Small‐scale deformation structures and physical properties related to convergence in Japan Trench slope sediments

Abstract
Diatomaceous mudstones, cored on DSDP legs 56/57 off Japan, contain numerous postdepositional veins, healed fractures, and microfaults. Beneath the forearc basin, these secondary structures occur only at depths greater than 620 m (Miocene) in a zone of normal faulting. Beneath the landward slope of the trench, however, they occur at depths as shallow as 250 m (Pliocene) in hemipelagic sediments which are inferred to blanket tectonically accreted deposits. The intensity of deformation in the trench slope deposits increases in a seaward direction. Bulk densities indicate that the trench slope deposits have not dewatered normally but are, above 400 m, more consolidated than sediment deposited on the deep sea terrace. A decline in sediment bulk density with increasing depth suggests that open fractures may exist in situ, perhaps induced and/or maintained by excess pore pressure. Below about 550 m, a normal pattern of increasing density with increasing depth may reflect fracture closure and consolidation under lithostatic load. We suggest that tectonic stress related to plate convergence has been communicated to the sediment on the landward Japan Trench slope, causing tectonic dewatering within the subduction complex and inducing pervasive but small‐scale veining, fracturing, and faulting in near‐surface (≤700 m) hemipelagic deposits.

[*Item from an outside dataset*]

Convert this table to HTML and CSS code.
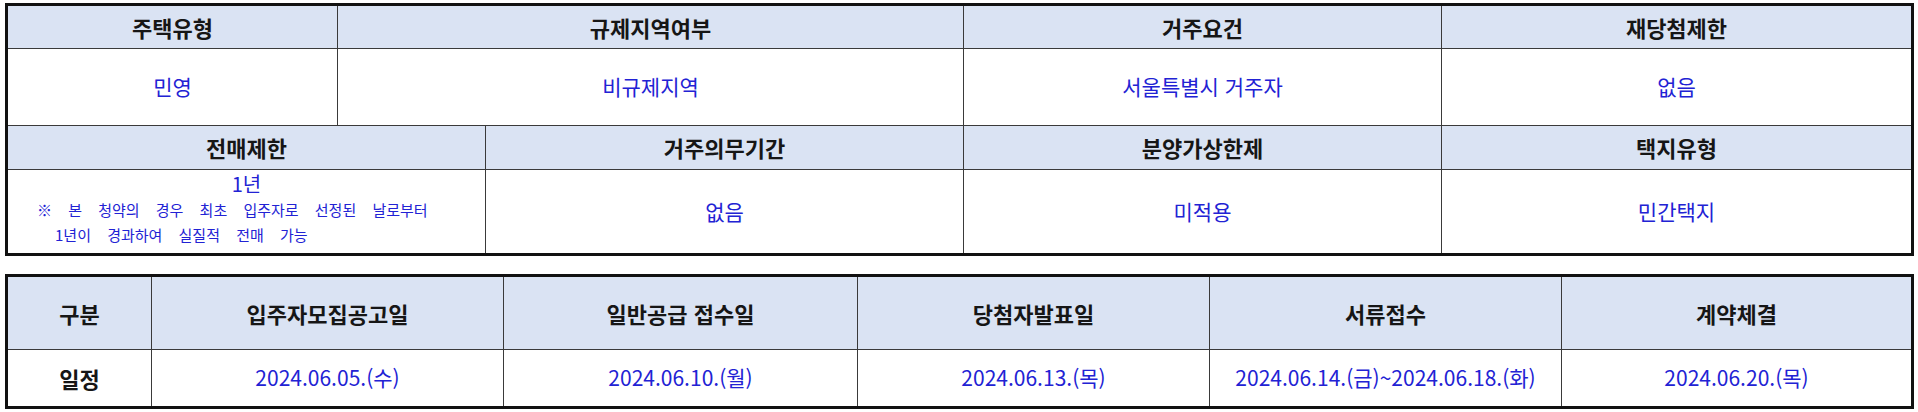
FILE: index.html
```html
<!DOCTYPE html>
<html lang="ko">
<head>
<meta charset="utf-8">
<link rel="stylesheet" href="styles.css">
</head>
<body>
<div class="page">
  <div class="info">
    <div class="row row-a head">
      <div class="cell">주택유형</div>
      <div class="cell">규제지역여부</div>
      <div class="cell">거주요건</div>
      <div class="cell">재당첨제한</div>
    </div>
    <div class="row row-a data data-1">
      <div class="cell">민영</div>
      <div class="cell">비규제지역</div>
      <div class="cell">서울특별시 거주자</div>
      <div class="cell">없음</div>
    </div>
    <div class="row row-b head">
      <div class="cell">전매제한</div>
      <div class="cell">거주의무기간</div>
      <div class="cell">분양가상한제</div>
      <div class="cell">택지유형</div>
    </div>
    <div class="row row-b data data-2">
      <div class="cell resale">
        <div class="resale-main">1년</div>
        <div class="resale-note">
          <div>※ 본 청약의 경우 최초 입주자로 선정된 날로부터</div>
          <div class="indent">1년이 경과하여 실질적 전매 가능</div>
        </div>
      </div>
      <div class="cell">없음</div>
      <div class="cell">미적용</div>
      <div class="cell">민간택지</div>
    </div>
  </div>

  <div class="schedule">
    <div class="row row-c head head-c">
      <div class="cell">구분</div>
      <div class="cell">입주자모집공고일</div>
      <div class="cell">일반공급 접수일</div>
      <div class="cell">당첨자발표일</div>
      <div class="cell">서류접수</div>
      <div class="cell">계약체결</div>
    </div>
    <div class="row row-c data data-c">
      <div class="cell label">일정</div>
      <div class="cell">2024.06.05.(수)</div>
      <div class="cell">2024.06.10.(월)</div>
      <div class="cell">2024.06.13.(목)</div>
      <div class="cell">2024.06.14.(금)~2024.06.18.(화)</div>
      <div class="cell">2024.06.20.(목)</div>
    </div>
  </div>
</div>
</body>
</html>
```

FILE: styles.css
```css
html, body {
  margin: 0;
  padding: 0;
  background: #ffffff;
}

body {
  font-family: "Noto Sans CJK KR", "Noto Sans", sans-serif;
  color: #111111;
}

.page {
  padding: 3px 0 0 5px;
  display: flex;
  flex-direction: column;
  gap: 18px;
}

.info,
.schedule {
  width: 1909px;
  box-sizing: border-box;
  border: 3px solid #111111;
  display: flex;
  flex-direction: column;
}

.row {
  display: grid;
  border-bottom: 1px solid #3a3a3a;
}

.row:last-child {
  border-bottom: none;
}

.row-a {
  grid-template-columns: 329px 626px 478px 470px;
}

.row-b {
  grid-template-columns: 477px 478px 478px 470px;
}

.row-c {
  grid-template-columns: 143px 352px 354px 352px 352px 350px;
}

.cell {
  display: flex;
  align-items: center;
  justify-content: center;
  text-align: center;
  border-left: 1px solid #3a3a3a;
  line-height: 1.2;
}

.cell:first-child {
  border-left: none;
}

.head {
  background: #dae3f3;
}

.head .cell {
  font-size: 22px;
  font-weight: 700;
  color: #161616;
}

.data .cell {
  font-size: 21px;
  color: #2222d4;
}

.row-a.head { height: 42px; }
.data-1 { height: 76px; }
.row-b.head { height: 43px; }
.data-2 { height: 83px; }

.head-c { height: 72px; }
.data-c { height: 56px; }

.data-c .label {
  color: #161616;
  font-weight: 700;
  font-size: 22px;
}

.resale {
  flex-direction: column;
  align-items: stretch;
  justify-content: flex-start;
}

.resale-main {
  font-size: 20px;
  line-height: 26px;
  margin-top: 1px;
}

.resale-note {
  text-align: left;
  padding-left: 29px;
  font-size: 15px;
  line-height: 25px;
  word-spacing: 12px;
}

.resale-note .indent {
  padding-left: 18px;
}
```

This deformation occurs in sediment which has not been subject to large tectonic movement and does not eradicate larger (50–100 m thick) structural/depositional units, which are apparent on seismic reflection records. The brecciation induced by deformation may reflect natural hydrofracturing under abnormally high pore pressures or opening of fractures formed earlier (at shallower depths) during the dewatering process. The overpressures may, in turn, locally reduce the sediment shear strength at shallow levels in the sediment column and induce downslope mass sediment movement.